WHAT THE TASK REQUIRES.
Tally the lines that hold the string "styles", and reply with the count alone.

______

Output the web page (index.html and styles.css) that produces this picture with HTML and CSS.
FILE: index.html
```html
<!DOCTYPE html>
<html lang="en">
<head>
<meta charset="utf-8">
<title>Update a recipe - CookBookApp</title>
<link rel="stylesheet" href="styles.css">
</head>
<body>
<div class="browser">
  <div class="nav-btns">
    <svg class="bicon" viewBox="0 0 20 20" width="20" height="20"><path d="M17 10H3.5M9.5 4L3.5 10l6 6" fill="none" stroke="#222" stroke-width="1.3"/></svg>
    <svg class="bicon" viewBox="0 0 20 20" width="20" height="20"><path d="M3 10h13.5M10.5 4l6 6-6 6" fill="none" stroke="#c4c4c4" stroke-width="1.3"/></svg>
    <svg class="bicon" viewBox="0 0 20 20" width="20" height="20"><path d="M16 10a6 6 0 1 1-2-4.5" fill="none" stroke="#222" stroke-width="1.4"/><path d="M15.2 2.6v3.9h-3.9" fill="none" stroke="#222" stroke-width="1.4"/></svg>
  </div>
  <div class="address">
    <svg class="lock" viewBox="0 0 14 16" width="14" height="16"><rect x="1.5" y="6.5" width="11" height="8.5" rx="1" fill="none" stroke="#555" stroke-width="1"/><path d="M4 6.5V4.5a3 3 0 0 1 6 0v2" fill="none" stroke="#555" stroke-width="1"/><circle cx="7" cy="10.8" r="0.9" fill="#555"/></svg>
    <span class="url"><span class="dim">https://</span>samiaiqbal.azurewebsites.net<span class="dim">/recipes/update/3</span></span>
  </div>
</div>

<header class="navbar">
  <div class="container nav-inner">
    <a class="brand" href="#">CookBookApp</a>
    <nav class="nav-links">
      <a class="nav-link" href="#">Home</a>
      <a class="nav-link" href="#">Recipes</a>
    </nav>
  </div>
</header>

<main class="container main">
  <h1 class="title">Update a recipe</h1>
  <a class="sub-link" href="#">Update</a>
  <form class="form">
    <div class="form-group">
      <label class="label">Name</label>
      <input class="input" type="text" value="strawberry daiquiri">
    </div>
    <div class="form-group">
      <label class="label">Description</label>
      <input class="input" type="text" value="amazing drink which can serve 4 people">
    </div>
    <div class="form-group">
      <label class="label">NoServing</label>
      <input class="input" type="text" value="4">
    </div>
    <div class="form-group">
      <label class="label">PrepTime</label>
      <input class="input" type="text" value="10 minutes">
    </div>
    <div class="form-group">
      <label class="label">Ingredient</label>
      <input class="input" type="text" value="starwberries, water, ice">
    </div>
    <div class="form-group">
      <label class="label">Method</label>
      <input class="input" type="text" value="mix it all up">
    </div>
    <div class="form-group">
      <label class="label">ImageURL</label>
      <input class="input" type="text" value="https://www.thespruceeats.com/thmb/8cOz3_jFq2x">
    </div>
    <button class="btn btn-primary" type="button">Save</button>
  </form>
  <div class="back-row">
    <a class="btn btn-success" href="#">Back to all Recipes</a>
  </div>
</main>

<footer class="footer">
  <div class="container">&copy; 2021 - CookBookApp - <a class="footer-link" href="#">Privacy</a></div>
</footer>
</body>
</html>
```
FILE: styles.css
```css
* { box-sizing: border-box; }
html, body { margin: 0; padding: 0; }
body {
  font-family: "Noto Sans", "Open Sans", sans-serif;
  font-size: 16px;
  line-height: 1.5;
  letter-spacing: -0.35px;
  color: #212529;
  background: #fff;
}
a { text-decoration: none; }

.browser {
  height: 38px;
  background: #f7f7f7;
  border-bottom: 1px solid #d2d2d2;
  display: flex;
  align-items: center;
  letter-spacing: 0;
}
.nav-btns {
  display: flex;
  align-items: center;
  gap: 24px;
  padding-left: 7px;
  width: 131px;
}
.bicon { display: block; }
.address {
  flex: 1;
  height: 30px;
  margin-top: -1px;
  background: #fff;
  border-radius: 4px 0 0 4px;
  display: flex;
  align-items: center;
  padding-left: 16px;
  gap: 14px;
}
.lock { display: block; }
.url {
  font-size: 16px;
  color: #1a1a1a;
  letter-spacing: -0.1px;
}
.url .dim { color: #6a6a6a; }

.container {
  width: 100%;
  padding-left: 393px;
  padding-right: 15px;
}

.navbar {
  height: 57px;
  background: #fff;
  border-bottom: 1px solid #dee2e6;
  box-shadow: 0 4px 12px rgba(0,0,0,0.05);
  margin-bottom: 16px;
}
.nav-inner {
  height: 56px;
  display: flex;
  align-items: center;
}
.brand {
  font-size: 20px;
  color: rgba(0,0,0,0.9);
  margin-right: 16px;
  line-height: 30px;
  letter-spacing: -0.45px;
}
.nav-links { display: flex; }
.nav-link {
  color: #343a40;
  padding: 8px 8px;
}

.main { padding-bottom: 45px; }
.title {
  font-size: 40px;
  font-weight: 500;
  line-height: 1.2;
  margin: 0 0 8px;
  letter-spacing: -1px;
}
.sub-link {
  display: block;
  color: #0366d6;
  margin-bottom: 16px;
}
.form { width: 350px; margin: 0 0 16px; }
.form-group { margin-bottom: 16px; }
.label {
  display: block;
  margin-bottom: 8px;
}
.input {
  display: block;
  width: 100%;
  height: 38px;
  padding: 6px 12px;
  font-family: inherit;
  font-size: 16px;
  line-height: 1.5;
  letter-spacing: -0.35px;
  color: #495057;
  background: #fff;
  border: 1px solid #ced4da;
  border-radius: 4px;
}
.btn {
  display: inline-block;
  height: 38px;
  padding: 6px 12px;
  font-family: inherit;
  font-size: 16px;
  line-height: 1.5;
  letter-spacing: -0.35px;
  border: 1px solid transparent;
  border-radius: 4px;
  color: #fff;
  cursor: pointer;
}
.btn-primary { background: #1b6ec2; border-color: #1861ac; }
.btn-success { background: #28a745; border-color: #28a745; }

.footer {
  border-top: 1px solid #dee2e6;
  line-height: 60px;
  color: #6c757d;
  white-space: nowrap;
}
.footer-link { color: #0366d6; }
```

______

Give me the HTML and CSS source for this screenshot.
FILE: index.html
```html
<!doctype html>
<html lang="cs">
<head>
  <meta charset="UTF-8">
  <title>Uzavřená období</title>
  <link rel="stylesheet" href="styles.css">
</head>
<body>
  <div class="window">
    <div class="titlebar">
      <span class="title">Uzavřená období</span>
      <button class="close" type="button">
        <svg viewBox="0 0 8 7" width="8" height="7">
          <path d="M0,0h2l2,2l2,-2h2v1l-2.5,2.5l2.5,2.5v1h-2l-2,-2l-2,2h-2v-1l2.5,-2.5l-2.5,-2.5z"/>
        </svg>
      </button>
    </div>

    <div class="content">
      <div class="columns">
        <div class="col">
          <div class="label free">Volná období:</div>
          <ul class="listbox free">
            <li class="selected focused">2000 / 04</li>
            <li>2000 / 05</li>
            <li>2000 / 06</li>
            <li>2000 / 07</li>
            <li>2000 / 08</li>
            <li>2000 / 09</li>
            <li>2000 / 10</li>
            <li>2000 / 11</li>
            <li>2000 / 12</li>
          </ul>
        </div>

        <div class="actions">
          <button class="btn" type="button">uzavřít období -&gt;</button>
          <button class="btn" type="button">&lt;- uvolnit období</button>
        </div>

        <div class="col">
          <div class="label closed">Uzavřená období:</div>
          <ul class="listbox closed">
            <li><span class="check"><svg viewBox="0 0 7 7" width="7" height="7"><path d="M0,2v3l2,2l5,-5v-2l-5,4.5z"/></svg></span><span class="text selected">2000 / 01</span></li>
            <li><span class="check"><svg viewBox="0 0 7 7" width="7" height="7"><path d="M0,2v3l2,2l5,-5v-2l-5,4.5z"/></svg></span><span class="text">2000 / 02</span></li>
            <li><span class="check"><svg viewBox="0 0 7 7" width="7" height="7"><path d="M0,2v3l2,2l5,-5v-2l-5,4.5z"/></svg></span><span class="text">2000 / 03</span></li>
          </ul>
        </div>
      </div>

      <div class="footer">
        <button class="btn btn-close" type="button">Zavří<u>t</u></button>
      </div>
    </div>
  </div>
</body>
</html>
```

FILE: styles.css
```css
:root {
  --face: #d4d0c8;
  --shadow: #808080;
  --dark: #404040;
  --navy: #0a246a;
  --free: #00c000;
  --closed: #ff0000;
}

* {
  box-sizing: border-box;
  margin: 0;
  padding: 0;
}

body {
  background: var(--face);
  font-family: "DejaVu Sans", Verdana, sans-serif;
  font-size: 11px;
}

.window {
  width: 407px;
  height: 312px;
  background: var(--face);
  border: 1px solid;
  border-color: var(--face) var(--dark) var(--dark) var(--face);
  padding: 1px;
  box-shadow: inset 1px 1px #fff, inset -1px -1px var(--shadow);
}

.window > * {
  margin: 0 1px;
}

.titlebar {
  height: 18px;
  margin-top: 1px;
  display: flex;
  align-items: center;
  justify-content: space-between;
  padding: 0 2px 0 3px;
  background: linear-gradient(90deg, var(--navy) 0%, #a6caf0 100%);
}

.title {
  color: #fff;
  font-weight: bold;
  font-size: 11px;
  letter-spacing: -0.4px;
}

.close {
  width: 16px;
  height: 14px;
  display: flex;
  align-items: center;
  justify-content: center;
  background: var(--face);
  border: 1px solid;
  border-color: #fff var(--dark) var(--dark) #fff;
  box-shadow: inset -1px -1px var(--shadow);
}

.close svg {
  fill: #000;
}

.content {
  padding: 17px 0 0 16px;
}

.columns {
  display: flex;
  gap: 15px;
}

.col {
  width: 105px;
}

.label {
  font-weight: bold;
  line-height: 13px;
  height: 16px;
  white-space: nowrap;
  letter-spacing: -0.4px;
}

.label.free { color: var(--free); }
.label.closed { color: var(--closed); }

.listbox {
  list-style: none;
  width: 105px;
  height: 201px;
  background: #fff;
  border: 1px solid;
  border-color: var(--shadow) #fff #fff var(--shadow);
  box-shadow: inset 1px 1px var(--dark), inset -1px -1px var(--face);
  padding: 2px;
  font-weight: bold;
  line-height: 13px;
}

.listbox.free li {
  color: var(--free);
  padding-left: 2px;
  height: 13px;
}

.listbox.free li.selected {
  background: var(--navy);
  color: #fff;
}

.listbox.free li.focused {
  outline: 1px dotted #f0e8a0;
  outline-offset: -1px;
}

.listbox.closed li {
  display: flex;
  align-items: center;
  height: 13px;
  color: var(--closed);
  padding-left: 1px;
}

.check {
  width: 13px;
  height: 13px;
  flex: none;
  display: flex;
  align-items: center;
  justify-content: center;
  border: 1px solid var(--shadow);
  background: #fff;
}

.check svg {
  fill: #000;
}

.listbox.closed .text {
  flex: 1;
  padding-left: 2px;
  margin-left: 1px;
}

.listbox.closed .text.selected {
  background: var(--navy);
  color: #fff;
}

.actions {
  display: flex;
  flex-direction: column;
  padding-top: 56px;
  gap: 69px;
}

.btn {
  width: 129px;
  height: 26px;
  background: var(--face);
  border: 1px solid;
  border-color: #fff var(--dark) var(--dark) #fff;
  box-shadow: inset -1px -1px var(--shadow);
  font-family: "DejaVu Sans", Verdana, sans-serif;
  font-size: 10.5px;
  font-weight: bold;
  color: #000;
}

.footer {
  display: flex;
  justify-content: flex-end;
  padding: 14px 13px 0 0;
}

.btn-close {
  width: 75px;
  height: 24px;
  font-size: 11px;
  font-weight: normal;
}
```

______

WRITTEN RESPONSE.
5